▶ _Exercise inputs_
======
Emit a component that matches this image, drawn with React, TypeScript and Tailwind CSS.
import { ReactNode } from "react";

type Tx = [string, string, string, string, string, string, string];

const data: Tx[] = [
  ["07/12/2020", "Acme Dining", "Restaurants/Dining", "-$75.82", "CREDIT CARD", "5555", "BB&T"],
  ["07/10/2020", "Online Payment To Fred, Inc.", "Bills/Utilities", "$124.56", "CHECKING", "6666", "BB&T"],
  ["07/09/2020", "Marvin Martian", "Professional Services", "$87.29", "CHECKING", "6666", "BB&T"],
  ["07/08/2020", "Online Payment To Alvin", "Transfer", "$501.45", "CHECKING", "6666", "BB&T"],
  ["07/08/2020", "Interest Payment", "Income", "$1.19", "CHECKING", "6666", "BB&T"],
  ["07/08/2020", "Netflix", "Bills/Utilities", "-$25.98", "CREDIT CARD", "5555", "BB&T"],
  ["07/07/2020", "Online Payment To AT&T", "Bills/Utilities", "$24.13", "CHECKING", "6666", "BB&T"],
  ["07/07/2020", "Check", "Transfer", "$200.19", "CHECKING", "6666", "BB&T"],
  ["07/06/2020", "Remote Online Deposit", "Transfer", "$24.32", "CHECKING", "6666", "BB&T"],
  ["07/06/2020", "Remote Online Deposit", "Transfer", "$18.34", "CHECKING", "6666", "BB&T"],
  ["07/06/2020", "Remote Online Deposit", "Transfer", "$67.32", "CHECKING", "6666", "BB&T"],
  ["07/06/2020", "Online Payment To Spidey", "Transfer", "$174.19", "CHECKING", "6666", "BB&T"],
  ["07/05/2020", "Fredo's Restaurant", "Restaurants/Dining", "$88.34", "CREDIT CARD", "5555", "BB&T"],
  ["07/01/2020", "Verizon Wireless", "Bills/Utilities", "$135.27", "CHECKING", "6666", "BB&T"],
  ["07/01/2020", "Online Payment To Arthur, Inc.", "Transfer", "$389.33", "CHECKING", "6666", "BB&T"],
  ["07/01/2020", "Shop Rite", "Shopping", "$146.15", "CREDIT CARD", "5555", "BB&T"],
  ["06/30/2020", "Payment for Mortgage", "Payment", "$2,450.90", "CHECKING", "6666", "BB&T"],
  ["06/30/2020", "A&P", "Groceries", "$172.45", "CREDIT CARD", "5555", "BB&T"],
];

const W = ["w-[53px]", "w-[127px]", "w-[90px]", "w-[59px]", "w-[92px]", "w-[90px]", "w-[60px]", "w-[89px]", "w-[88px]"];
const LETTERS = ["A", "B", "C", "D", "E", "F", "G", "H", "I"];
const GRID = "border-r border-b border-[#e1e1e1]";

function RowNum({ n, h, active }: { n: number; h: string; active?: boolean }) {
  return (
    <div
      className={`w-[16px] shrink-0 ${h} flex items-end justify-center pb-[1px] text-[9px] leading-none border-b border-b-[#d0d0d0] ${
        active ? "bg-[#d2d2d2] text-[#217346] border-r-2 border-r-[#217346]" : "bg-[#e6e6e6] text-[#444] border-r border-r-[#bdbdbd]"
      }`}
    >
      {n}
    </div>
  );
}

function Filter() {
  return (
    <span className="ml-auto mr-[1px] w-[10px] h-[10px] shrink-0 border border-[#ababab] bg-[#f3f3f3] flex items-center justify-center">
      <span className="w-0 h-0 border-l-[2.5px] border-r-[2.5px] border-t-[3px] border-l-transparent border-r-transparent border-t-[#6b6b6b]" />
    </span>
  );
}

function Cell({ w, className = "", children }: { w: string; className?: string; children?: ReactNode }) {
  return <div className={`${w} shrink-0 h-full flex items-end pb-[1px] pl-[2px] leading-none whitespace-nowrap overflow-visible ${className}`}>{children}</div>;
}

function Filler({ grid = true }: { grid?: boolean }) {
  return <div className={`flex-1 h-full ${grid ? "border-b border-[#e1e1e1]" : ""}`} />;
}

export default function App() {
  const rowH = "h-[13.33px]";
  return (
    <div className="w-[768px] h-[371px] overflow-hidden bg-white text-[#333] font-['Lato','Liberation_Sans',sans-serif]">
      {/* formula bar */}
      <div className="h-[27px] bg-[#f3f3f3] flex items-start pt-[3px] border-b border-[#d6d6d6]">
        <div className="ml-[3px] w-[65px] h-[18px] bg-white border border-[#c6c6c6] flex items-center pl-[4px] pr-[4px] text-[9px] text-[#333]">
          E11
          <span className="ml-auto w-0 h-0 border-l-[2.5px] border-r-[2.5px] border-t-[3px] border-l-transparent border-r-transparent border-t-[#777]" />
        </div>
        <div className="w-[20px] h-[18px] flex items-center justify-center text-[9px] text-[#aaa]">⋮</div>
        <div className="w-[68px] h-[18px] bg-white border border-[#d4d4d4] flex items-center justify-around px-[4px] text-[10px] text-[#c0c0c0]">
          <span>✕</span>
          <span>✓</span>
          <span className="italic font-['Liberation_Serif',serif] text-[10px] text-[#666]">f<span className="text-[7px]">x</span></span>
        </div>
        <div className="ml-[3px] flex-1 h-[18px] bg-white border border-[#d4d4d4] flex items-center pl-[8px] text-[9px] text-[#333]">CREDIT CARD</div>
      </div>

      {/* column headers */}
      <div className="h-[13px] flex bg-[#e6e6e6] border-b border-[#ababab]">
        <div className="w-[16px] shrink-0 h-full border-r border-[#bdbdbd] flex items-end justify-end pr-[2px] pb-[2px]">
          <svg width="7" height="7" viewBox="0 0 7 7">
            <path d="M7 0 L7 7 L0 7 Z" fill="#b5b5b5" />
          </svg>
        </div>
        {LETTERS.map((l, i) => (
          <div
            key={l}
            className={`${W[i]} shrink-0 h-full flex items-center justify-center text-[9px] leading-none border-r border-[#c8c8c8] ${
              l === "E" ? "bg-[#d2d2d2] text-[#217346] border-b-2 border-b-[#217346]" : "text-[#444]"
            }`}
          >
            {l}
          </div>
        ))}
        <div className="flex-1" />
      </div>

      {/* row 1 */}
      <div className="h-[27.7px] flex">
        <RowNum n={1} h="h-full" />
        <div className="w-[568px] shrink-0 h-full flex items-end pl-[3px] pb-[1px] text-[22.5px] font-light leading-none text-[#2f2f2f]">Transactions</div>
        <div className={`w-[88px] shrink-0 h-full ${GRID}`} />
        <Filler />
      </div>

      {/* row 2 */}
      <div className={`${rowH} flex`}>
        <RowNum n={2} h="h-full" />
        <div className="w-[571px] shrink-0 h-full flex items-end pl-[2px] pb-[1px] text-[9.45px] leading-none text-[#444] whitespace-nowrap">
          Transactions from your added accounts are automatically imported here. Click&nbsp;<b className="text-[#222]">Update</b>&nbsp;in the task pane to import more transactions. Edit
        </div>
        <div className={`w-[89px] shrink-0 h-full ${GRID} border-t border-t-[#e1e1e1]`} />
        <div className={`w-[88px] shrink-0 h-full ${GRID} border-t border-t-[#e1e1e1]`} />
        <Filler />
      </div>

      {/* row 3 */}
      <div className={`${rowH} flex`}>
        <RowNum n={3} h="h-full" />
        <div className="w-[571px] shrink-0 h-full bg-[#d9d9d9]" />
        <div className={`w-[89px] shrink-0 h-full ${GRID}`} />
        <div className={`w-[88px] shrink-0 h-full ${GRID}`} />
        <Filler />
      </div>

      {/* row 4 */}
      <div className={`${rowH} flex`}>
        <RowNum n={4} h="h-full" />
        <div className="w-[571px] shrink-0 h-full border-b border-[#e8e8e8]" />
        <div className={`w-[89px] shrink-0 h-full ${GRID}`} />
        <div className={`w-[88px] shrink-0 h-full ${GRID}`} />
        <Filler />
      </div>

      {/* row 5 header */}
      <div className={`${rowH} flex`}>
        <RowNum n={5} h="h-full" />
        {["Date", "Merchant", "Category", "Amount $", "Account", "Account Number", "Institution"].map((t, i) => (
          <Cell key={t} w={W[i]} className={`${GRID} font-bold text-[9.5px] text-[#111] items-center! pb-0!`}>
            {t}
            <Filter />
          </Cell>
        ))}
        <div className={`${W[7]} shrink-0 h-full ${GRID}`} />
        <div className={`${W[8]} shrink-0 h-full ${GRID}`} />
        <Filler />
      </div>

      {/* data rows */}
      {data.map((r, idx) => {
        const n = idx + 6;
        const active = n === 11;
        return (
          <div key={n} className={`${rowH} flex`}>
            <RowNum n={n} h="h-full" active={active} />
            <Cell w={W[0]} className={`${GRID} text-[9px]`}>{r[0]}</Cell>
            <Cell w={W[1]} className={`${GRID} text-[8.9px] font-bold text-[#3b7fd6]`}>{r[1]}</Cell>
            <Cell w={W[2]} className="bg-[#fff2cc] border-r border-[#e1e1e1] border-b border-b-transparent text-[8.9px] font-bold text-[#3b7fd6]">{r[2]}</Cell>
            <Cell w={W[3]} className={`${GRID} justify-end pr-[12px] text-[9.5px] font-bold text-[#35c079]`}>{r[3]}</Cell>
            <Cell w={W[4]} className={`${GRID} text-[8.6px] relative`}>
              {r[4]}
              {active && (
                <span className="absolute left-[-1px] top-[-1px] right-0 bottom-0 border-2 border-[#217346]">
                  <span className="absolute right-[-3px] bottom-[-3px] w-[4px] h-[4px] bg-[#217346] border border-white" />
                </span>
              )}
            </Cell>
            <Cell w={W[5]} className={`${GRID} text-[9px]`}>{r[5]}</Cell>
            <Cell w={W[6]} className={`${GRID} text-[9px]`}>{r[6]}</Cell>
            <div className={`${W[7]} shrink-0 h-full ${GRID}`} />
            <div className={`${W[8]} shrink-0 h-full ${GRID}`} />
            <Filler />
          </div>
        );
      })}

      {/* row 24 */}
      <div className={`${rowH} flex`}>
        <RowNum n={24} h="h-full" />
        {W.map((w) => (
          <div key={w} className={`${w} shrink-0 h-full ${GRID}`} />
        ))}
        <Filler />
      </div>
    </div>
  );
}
======
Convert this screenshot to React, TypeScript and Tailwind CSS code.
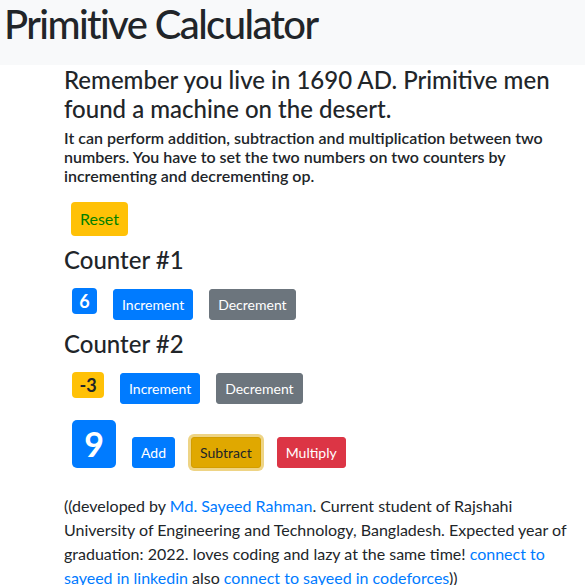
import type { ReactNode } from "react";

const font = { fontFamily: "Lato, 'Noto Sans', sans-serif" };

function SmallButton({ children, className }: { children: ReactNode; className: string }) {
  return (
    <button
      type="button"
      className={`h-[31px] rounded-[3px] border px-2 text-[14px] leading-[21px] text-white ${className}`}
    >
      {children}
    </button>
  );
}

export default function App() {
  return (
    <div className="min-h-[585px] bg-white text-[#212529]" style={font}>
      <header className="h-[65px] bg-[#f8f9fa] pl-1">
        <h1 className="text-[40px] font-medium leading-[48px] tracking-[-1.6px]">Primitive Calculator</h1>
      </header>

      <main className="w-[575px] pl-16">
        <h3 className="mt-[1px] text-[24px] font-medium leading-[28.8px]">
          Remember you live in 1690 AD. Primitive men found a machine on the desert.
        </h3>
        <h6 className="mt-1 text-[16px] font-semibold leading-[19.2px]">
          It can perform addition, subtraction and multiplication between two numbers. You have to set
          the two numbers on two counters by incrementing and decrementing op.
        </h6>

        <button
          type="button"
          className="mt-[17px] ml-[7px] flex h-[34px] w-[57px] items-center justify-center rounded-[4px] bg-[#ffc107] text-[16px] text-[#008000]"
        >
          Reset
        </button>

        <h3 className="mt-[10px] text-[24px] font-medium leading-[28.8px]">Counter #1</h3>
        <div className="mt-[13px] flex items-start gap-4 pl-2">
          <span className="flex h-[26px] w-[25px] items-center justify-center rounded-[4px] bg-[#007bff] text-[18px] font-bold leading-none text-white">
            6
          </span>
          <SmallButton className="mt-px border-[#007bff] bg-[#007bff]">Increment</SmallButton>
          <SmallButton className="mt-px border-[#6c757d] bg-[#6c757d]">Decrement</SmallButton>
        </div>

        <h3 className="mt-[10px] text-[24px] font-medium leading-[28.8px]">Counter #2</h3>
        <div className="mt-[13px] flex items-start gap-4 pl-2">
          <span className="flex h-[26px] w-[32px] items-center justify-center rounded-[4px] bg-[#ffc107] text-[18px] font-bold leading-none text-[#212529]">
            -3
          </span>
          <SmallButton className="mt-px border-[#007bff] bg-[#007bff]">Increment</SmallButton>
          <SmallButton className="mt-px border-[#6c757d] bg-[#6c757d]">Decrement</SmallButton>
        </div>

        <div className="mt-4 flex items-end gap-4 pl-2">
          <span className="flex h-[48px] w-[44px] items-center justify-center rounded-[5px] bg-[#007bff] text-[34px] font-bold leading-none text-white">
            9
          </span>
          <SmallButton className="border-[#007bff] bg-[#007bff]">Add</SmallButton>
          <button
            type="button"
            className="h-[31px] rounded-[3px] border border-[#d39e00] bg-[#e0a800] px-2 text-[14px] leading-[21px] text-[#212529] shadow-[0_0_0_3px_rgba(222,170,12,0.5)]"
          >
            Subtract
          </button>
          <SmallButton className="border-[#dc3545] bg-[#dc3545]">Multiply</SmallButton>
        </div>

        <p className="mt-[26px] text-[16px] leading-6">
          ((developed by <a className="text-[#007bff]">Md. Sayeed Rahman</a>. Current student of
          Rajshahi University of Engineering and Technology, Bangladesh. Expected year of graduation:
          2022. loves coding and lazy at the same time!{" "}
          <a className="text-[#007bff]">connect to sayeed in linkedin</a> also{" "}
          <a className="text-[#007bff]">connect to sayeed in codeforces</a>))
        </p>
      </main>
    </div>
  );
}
======
▶ _Exercise goal_
Transcribe, exactly and without additions, the lines of the records above, beginning with the line that contains "Emit a component" and ending with the line that contains "string, string, string];", both included.

▶ _Reply to the task_
Emit a component that matches this image, drawn with React, TypeScript and Tailwind CSS.
import { ReactNode } from "react";

type Tx = [string, string, string, string, string, string, string];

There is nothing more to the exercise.